-- Begin INPUT RECORDS --

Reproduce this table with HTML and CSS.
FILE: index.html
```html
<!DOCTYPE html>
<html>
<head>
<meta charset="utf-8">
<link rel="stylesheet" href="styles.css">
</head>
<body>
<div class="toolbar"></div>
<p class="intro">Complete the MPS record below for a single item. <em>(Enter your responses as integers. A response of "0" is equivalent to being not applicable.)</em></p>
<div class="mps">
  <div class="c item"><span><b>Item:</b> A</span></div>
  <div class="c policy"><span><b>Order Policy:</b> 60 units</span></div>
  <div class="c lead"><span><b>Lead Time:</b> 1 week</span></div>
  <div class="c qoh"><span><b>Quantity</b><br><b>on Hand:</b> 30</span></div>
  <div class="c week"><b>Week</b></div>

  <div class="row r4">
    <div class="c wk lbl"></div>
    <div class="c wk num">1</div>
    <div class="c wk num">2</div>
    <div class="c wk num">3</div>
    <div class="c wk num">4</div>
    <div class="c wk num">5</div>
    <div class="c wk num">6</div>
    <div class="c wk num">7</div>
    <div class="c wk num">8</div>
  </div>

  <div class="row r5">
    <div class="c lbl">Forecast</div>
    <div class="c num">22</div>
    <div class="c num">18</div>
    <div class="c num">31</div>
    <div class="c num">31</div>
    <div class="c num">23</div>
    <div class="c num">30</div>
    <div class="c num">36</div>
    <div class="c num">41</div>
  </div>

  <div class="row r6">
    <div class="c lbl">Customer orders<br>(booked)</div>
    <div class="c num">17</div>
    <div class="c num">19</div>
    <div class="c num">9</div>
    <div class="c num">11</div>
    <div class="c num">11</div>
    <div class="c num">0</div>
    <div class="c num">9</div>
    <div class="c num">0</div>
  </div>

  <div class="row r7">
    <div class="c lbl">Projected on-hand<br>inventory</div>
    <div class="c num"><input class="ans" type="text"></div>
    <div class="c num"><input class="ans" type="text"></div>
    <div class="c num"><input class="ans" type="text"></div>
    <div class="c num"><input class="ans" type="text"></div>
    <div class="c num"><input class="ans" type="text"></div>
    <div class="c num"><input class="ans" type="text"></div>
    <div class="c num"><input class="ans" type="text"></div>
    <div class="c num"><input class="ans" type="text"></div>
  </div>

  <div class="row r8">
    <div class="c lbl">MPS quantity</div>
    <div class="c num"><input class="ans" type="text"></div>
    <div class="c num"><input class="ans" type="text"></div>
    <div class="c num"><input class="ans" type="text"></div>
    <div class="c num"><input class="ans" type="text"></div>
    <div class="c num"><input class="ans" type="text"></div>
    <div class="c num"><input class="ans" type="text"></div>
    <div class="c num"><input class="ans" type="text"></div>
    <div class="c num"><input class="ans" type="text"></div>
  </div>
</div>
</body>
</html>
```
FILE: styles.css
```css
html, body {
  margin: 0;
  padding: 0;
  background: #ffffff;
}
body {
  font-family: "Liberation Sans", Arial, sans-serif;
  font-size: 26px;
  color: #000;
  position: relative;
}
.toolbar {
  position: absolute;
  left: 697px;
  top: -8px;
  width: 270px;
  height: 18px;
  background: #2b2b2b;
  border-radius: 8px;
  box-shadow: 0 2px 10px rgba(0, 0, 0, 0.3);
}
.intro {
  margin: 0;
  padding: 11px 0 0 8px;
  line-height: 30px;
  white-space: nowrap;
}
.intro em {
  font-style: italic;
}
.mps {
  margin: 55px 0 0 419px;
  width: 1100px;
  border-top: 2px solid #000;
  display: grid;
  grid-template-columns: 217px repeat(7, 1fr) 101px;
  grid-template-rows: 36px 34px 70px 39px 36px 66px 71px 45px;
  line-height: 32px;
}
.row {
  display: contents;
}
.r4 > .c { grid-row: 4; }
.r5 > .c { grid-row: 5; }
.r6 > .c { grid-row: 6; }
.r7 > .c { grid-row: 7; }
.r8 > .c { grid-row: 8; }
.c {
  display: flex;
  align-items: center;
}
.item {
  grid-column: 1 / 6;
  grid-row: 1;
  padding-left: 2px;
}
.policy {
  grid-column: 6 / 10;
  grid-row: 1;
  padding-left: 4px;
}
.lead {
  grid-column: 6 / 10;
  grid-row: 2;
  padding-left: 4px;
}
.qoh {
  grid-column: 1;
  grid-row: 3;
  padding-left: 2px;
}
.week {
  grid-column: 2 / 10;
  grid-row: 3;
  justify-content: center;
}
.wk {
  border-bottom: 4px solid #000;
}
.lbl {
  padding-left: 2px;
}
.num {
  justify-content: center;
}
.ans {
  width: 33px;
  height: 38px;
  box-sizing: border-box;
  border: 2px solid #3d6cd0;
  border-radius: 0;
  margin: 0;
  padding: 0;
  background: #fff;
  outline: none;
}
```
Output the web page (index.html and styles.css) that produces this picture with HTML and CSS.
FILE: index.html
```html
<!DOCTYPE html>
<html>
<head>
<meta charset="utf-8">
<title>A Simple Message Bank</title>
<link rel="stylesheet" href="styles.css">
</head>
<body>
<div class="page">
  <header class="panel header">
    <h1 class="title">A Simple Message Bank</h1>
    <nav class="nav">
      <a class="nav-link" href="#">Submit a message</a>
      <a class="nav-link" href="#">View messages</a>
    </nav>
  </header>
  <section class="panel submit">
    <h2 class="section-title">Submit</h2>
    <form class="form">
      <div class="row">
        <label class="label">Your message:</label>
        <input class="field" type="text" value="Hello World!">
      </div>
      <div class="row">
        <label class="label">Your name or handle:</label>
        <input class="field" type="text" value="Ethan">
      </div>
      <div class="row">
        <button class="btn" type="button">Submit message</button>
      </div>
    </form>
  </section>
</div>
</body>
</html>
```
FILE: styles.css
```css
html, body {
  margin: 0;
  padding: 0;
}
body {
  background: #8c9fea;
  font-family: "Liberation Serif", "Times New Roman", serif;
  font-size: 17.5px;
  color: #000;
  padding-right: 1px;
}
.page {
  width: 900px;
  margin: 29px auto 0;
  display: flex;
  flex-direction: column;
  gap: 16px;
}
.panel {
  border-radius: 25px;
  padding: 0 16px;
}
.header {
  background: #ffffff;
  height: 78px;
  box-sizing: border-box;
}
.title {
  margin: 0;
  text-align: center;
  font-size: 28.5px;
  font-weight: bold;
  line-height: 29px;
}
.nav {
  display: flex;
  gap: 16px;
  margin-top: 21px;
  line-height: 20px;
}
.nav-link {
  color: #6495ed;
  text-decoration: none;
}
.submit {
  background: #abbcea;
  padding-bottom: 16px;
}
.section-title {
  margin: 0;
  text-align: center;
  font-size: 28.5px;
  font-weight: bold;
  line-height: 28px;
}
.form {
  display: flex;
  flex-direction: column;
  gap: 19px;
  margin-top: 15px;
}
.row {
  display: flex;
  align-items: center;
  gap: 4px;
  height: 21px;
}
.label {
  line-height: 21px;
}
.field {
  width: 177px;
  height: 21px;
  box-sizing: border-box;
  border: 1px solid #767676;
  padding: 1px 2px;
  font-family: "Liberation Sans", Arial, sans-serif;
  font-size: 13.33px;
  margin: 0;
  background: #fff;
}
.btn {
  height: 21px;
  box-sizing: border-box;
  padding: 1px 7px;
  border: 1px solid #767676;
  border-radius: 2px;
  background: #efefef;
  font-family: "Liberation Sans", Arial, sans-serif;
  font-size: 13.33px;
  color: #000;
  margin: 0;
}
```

-- End INPUT RECORDS --

Reproduce the full set of records precisely.

ANSWER TO THIS PROBLEM -
Reproduce this table with HTML and CSS.
FILE: index.html
```html
<!DOCTYPE html>
<html>
<head>
<meta charset="utf-8">
<link rel="stylesheet" href="styles.css">
</head>
<body>
<div class="toolbar"></div>
<p class="intro">Complete the MPS record below for a single item. <em>(Enter your responses as integers. A response of "0" is equivalent to being not applicable.)</em></p>
<div class="mps">
  <div class="c item"><span><b>Item:</b> A</span></div>
  <div class="c policy"><span><b>Order Policy:</b> 60 units</span></div>
  <div class="c lead"><span><b>Lead Time:</b> 1 week</span></div>
  <div class="c qoh"><span><b>Quantity</b><br><b>on Hand:</b> 30</span></div>
  <div class="c week"><b>Week</b></div>

  <div class="row r4">
    <div class="c wk lbl"></div>
    <div class="c wk num">1</div>
    <div class="c wk num">2</div>
    <div class="c wk num">3</div>
    <div class="c wk num">4</div>
    <div class="c wk num">5</div>
    <div class="c wk num">6</div>
    <div class="c wk num">7</div>
    <div class="c wk num">8</div>
  </div>

  <div class="row r5">
    <div class="c lbl">Forecast</div>
    <div class="c num">22</div>
    <div class="c num">18</div>
    <div class="c num">31</div>
    <div class="c num">31</div>
    <div class="c num">23</div>
    <div class="c num">30</div>
    <div class="c num">36</div>
    <div class="c num">41</div>
  </div>

  <div class="row r6">
    <div class="c lbl">Customer orders<br>(booked)</div>
    <div class="c num">17</div>
    <div class="c num">19</div>
    <div class="c num">9</div>
    <div class="c num">11</div>
    <div class="c num">11</div>
    <div class="c num">0</div>
    <div class="c num">9</div>
    <div class="c num">0</div>
  </div>

  <div class="row r7">
    <div class="c lbl">Projected on-hand<br>inventory</div>
    <div class="c num"><input class="ans" type="text"></div>
    <div class="c num"><input class="ans" type="text"></div>
    <div class="c num"><input class="ans" type="text"></div>
    <div class="c num"><input class="ans" type="text"></div>
    <div class="c num"><input class="ans" type="text"></div>
    <div class="c num"><input class="ans" type="text"></div>
    <div class="c num"><input class="ans" type="text"></div>
    <div class="c num"><input class="ans" type="text"></div>
  </div>

  <div class="row r8">
    <div class="c lbl">MPS quantity</div>
    <div class="c num"><input class="ans" type="text"></div>
    <div class="c num"><input class="ans" type="text"></div>
    <div class="c num"><input class="ans" type="text"></div>
    <div class="c num"><input class="ans" type="text"></div>
    <div class="c num"><input class="ans" type="text"></div>
    <div class="c num"><input class="ans" type="text"></div>
    <div class="c num"><input class="ans" type="text"></div>
    <div class="c num"><input class="ans" type="text"></div>
  </div>
</div>
</body>
</html>
```
FILE: styles.css
```css
html, body {
  margin: 0;
  padding: 0;
  background: #ffffff;
}
body {
  font-family: "Liberation Sans", Arial, sans-serif;
  font-size: 26px;
  color: #000;
  position: relative;
}
.toolbar {
  position: absolute;
  left: 697px;
  top: -8px;
  width: 270px;
  height: 18px;
  background: #2b2b2b;
  border-radius: 8px;
  box-shadow: 0 2px 10px rgba(0, 0, 0, 0.3);
}
.intro {
  margin: 0;
  padding: 11px 0 0 8px;
  line-height: 30px;
  white-space: nowrap;
}
.intro em {
  font-style: italic;
}
.mps {
  margin: 55px 0 0 419px;
  width: 1100px;
  border-top: 2px solid #000;
  display: grid;
  grid-template-columns: 217px repeat(7, 1fr) 101px;
  grid-template-rows: 36px 34px 70px 39px 36px 66px 71px 45px;
  line-height: 32px;
}
.row {
  display: contents;
}
.r4 > .c { grid-row: 4; }
.r5 > .c { grid-row: 5; }
.r6 > .c { grid-row: 6; }
.r7 > .c { grid-row: 7; }
.r8 > .c { grid-row: 8; }
.c {
  display: flex;
  align-items: center;
}
.item {
  grid-column: 1 / 6;
  grid-row: 1;
  padding-left: 2px;
}
.policy {
  grid-column: 6 / 10;
  grid-row: 1;
  padding-left: 4px;
}
.lead {
  grid-column: 6 / 10;
  grid-row: 2;
  padding-left: 4px;
}
.qoh {
  grid-column: 1;
  grid-row: 3;
  padding-left: 2px;
}
.week {
  grid-column: 2 / 10;
  grid-row: 3;
  justify-content: center;
}
.wk {
  border-bottom: 4px solid #000;
}
.lbl {
  padding-left: 2px;
}
.num {
  justify-content: center;
}
.ans {
  width: 33px;
  height: 38px;
  box-sizing: border-box;
  border: 2px solid #3d6cd0;
  border-radius: 0;
  margin: 0;
  padding: 0;
  background: #fff;
  outline: none;
}
```
Output the web page (index.html and styles.css) that produces this picture with HTML and CSS.
FILE: index.html
```html
<!DOCTYPE html>
<html>
<head>
<meta charset="utf-8">
<title>A Simple Message Bank</title>
<link rel="stylesheet" href="styles.css">
</head>
<body>
<div class="page">
  <header class="panel header">
    <h1 class="title">A Simple Message Bank</h1>
    <nav class="nav">
      <a class="nav-link" href="#">Submit a message</a>
      <a class="nav-link" href="#">View messages</a>
    </nav>
  </header>
  <section class="panel submit">
    <h2 class="section-title">Submit</h2>
    <form class="form">
      <div class="row">
        <label class="label">Your message:</label>
        <input class="field" type="text" value="Hello World!">
      </div>
      <div class="row">
        <label class="label">Your name or handle:</label>
        <input class="field" type="text" value="Ethan">
      </div>
      <div class="row">
        <button class="btn" type="button">Submit message</button>
      </div>
    </form>
  </section>
</div>
</body>
</html>
```
FILE: styles.css
```css
html, body {
  margin: 0;
  padding: 0;
}
body {
  background: #8c9fea;
  font-family: "Liberation Serif", "Times New Roman", serif;
  font-size: 17.5px;
  color: #000;
  padding-right: 1px;
}
.page {
  width: 900px;
  margin: 29px auto 0;
  display: flex;
  flex-direction: column;
  gap: 16px;
}
.panel {
  border-radius: 25px;
  padding: 0 16px;
}
.header {
  background: #ffffff;
  height: 78px;
  box-sizing: border-box;
}
.title {
  margin: 0;
  text-align: center;
  font-size: 28.5px;
  font-weight: bold;
  line-height: 29px;
}
.nav {
  display: flex;
  gap: 16px;
  margin-top: 21px;
  line-height: 20px;
}
.nav-link {
  color: #6495ed;
  text-decoration: none;
}
.submit {
  background: #abbcea;
  padding-bottom: 16px;
}
.section-title {
  margin: 0;
  text-align: center;
  font-size: 28.5px;
  font-weight: bold;
  line-height: 28px;
}
.form {
  display: flex;
  flex-direction: column;
  gap: 19px;
  margin-top: 15px;
}
.row {
  display: flex;
  align-items: center;
  gap: 4px;
  height: 21px;
}
.label {
  line-height: 21px;
}
.field {
  width: 177px;
  height: 21px;
  box-sizing: border-box;
  border: 1px solid #767676;
  padding: 1px 2px;
  font-family: "Liberation Sans", Arial, sans-serif;
  font-size: 13.33px;
  margin: 0;
  background: #fff;
}
.btn {
  height: 21px;
  box-sizing: border-box;
  padding: 1px 7px;
  border: 1px solid #767676;
  border-radius: 2px;
  background: #efefef;
  font-family: "Liberation Sans", Arial, sans-serif;
  font-size: 13.33px;
  color: #000;
  margin: 0;
}
```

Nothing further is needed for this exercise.